= François Brassard =

Canadian musician

François Joseph Brassard (6 October 1908 in Métabetchouan – 26 April 1976 in Quebec City) was a Canadian ethnomusicologist, organist, composer and music teacher.

Brassard studied piano with Rolland-Georges Gingras, organ with Omer Létourneau and harmony with Robert Talbot. As a scholarship student of the Académie de musique du Québec he was a student of Léo-Pol Morin and Claude Champagne in Montreal in 1930. He finished his training in 1933–34 in Paris with Albert Bertelin and Guy de Lioncourt and in 1935 at London's Royal College of Music with Ralph Vaughan Williams.

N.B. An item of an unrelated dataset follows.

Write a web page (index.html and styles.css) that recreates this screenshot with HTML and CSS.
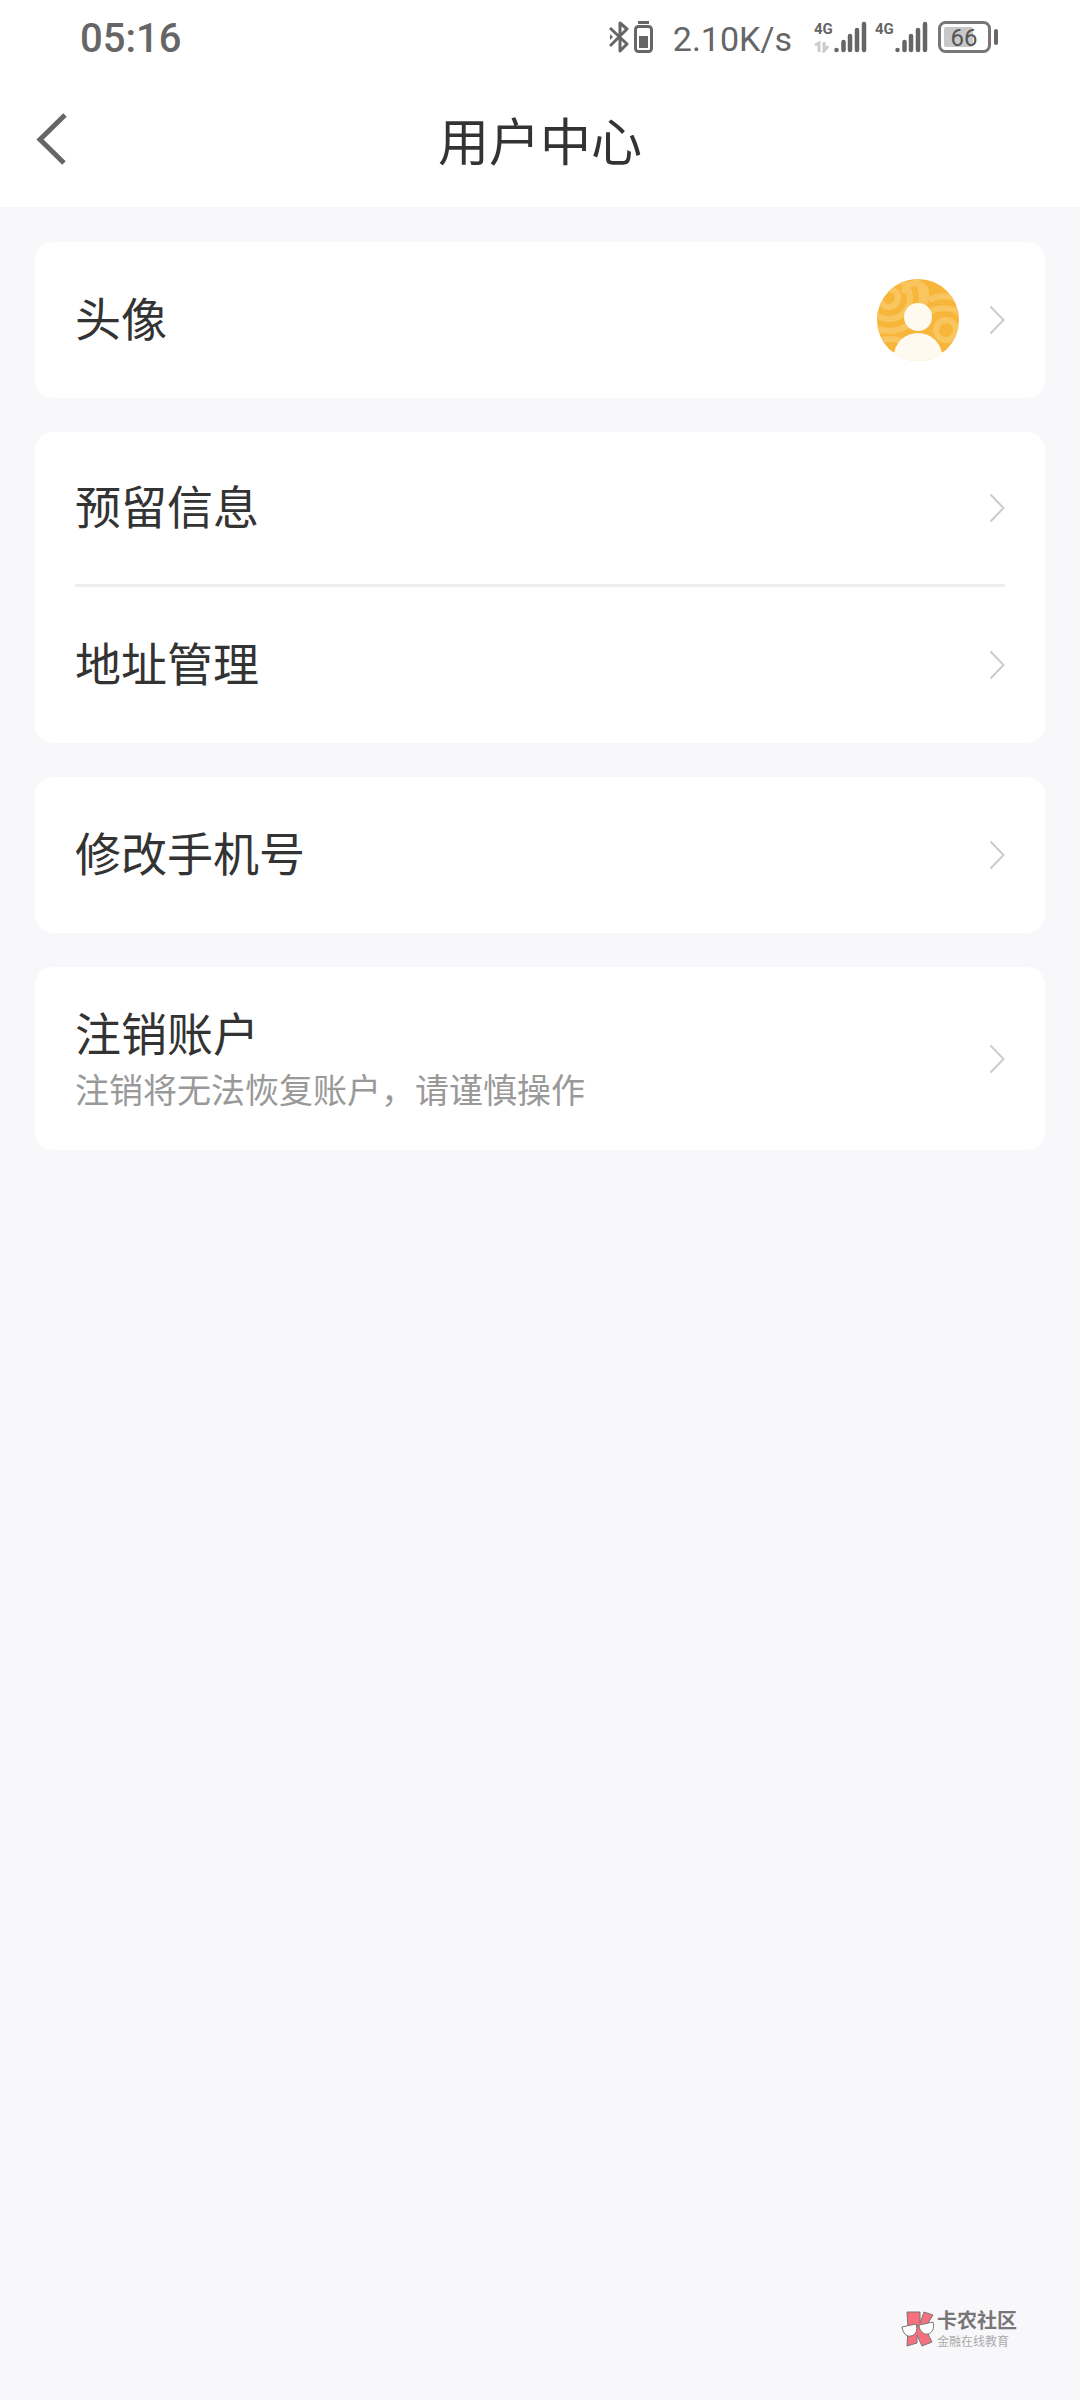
FILE: index.html
```html
<!DOCTYPE html>
<html lang="zh-CN">
<head>
<meta charset="utf-8">
<meta name="viewport" content="width=device-width, initial-scale=1">
<title>用户中心</title>
<link rel="stylesheet" href="styles.css">
</head>
<body>
<svg class="defs" width="0" height="0" aria-hidden="true">
  <symbol id="chevron" viewBox="0 0 16 30"><path d="M1.500 1.500 14.500 15 1.500 28.500" fill="none" stroke="#ccc" stroke-width="2"/></symbol>
  <symbol id="bars" viewBox="0 0 34 32"><path d="M3.500 29v0M10.500 21v8M17 15v14M24 9v20M31 3v26" fill="none" stroke="#666" stroke-width="4.500" stroke-linecap="round"/></symbol>
</svg>
<div class="page">
  <header class="top">
    <div class="status">
      <time class="clock">05:16</time>
      <div class="indicators">
        <svg class="bluetooth" width="44" height="34" viewBox="0 0 44 34" fill="none" stroke="#666" stroke-width="3">
          <path d="M1 8 18 24 11 31V3l7 6L1 26" stroke-linejoin="round"/>
          <path d="M1 14v6l3-3z" fill="#666" stroke="none"/>
          <rect x="26.500" y="6.500" width="16" height="25" rx="3"/>
          <path d="M29 2.500h11"/>
          <path d="M30 16h9v12h-9z" fill="#666" stroke="none"/>
        </svg>
        <span class="speed">2.10K/s</span>
        <div class="signal">
          <div class="network"><span>4G</span>
            <svg width="16" height="12" viewBox="0 0 16 12" fill="none" stroke="#ccc" stroke-width="3"><path d="M1 4 5 2v9M10 1v9l4-5"/></svg>
          </div>
          <svg class="bars" width="34" height="32"><use href="#bars"/></svg>
        </div>
        <div class="signal">
          <div class="network"><span>4G</span></div>
          <svg class="bars" width="34" height="32"><use href="#bars"/></svg>
        </div>
        <svg class="battery" width="60" height="34" viewBox="0 0 60 34">
          <rect x="1.500" y="2.500" width="50" height="29" rx="6" fill="none" stroke="#777" stroke-width="3"/>
          <rect x="6" y="7" width="29" height="20" rx="2" fill="#c8c8c8"/>
          <rect x="56" y="9" width="4" height="16" rx="2" fill="#666"/>
          <text x="26" y="26" text-anchor="middle" class="level">66</text>
        </svg>
      </div>
    </div>
    <nav class="nav">
      <button class="back" type="button" aria-label="返回">
        <svg width="32" height="52" viewBox="0 0 32 52"><path d="M29 2 4 26.500 28 50" fill="none" stroke="#666" stroke-width="5"/></svg>
      </button>
      <h1 class="title">用户中心</h1>
    </nav>
  </header>

  <main class="list">
    <section class="card">
      <a class="row" href="#avatar">
        <span class="label">头像</span>
        <svg class="avatar" width="82" height="82" viewBox="0 0 82 82">
          <defs><clipPath id="disc"><circle cx="41" cy="41" r="41"/></clipPath></defs>
          <g clip-path="url(#disc)">
            <path fill="#f7b63a" d="M0 0h82v82H0z"/>
            <g fill="none" stroke="#f9c55f" stroke-width="6">
              <circle cx="12" cy="19" r="9"/><circle cx="12" cy="19" r="21"/><circle cx="12" cy="19" r="33"/>
              <path d="M27 14c1-14 22-12 22 0s-5 16-12 17"/>
              <path d="M52 21c10-5 22-5 31 1M52 33c10-5 22-5 31 1"/>
              <circle cx="69" cy="51" r="10"/>
              <path d="M0 62c14-4 24-2 32 4"/>
            </g>
            <path d="M0 73h82v9H0z" fill="#fff"/>
            <circle cx="41" cy="38" r="14" fill="#fffaf0"/>
            <ellipse cx="41" cy="77" rx="24" ry="23" fill="#fffaf0"/>
          </g>
        </svg>
        <svg class="chevron" width="16" height="30"><use href="#chevron"/></svg>
      </a>
    </section>
    <section class="card">
      <a class="row" href="#message"><span class="label">预留信息</span><svg class="chevron" width="16" height="30"><use href="#chevron"/></svg></a>
      <a class="row" href="#address"><span class="label">地址管理</span><svg class="chevron" width="16" height="30"><use href="#chevron"/></svg></a>
    </section>
    <section class="card">
      <a class="row" href="#phone"><span class="label">修改手机号</span><svg class="chevron" width="16" height="30"><use href="#chevron"/></svg></a>
    </section>
    <section class="card">
      <a class="row row-tall" href="#close">
        <span class="label">注销账户<small class="note">注销将无法恢复账户，请谨慎操作</small></span>
        <svg class="chevron" width="16" height="30"><use href="#chevron"/></svg>
      </a>
    </section>
  </main>

  <footer class="brand">
    <svg width="34" height="36" viewBox="0 0 34 36" stroke="#777" stroke-width="1">
      <path d="M6 1h13v11l4-11 9 3-8 13 7 14-10 4-5-11v8L6 35l1-17z" fill="#f4717d"/>
      <path d="M1 16l14-3c2 6 0 11-5 12S2 22 1 16zM18 14l14-3c2 6-1 11-5 12s-9-3-9-9z" fill="#fff"/>
      <path d="M15 15l3-1" fill="none"/>
    </svg>
    <div class="brand-text">
      <strong>卡农社区</strong>
      <span>金融在线教育</span>
    </div>
  </footer>
</div>
</body>
</html>
```

FILE: styles.css
```css
* { box-sizing: border-box; }

body {
  margin: 0;
  background: #f8f8fb;
  color: #333;
  font-family: "Noto Sans CJK SC", sans-serif;
}

.defs { position: absolute; }
svg { display: block; flex: none; }

.page {
  display: flex;
  flex-direction: column;
  min-height: 100vh;
}

/* Status bar and title */
.top { background: #fff; }

.status {
  display: flex;
  align-items: center;
  justify-content: space-between;
  height: 74px;
  padding: 0 82px 0 80px;
  color: #666;
  font-family: Roboto, sans-serif;
}

.clock {
  padding-top: 4px;
  font-size: 40px;
  font-weight: 500;
  line-height: 48px;
}

.indicators { display: flex; align-items: center; }

.speed {
  margin: 0 22px 0 20px;
  padding-top: 4px;
  font-size: 34px;
  line-height: 40px;
}

.signal { display: flex; height: 32px; margin-right: 8px; }

.network {
  display: flex;
  flex-direction: column;
  justify-content: space-between;
  width: 19px;
  font-size: 15px;
  font-weight: 700;
  line-height: 16px;
}

.battery { margin-left: 2px; }
.level { fill: #555; font-size: 24px; }

.nav {
  display: grid;
  grid-template-columns: 1fr auto 1fr;
  align-items: center;
  height: 133px;
  padding: 0 36px 4px;
}

.back {
  justify-self: start;
  padding: 0;
  border: 0;
  background: none;
}

.title {
  margin: 0;
  font-size: 51px;
  font-weight: 400;
  line-height: 72px;
}

/* Settings cards */
.list {
  display: flex;
  flex-direction: column;
  gap: 34px;
  padding: 35px;
}

.card {
  padding: 0 40px;
  border-radius: 18px;
  background: #fff;
}

.row {
  display: flex;
  align-items: center;
  min-height: 156px;
  color: inherit;
  text-decoration: none;
}

.row:not(:last-child) { min-height: 152px; }
.row + .row { min-height: 159px; border-top: 3px solid #eee; }
.row-tall { min-height: 183px; }

.label {
  flex: 1;
  padding-bottom: 8px;
  font-size: 46px;
  line-height: 60px;
}

.row-tall .label { padding-bottom: 0; }

.note {
  display: block;
  color: #999;
  font-size: 34px;
  line-height: 56px;
}

.avatar { margin-right: 30px; }

/* Community mark */
.brand {
  display: flex;
  align-items: center;
  gap: 2px;
  margin-top: auto;
  margin-left: auto;
  padding: 0 63px 50px 0;
  color: #777;
}

.brand-text { display: flex; flex-direction: column; }
.brand-text strong { font-size: 20px; line-height: 24px; }
.brand-text span { color: #aaa; font-size: 12px; line-height: 18px; }
```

Brassard was an organist from 1930 to 1970 at the Church of Saint-Dominique in Jonquière, (Quebec). Starting in 1940, he collected more than 1200 French-Canadian folksongs on journeys throughout Canada, and published a series of articles and essays. His arrangements were broadcast in two series on CBC Radio. He also taught at Université Laval beginning in 1946 and worked at the folklore archives there. One of his notable pupils was composer Micheline Coulombe Saint-Marcoux.

His composition Panis angelicus won a prize in 1942 from the Société des musiciens d'église de la province de Québec. The concert hall of the Cégep de Jonquière was named Salle François Brassard in his honour in 1965.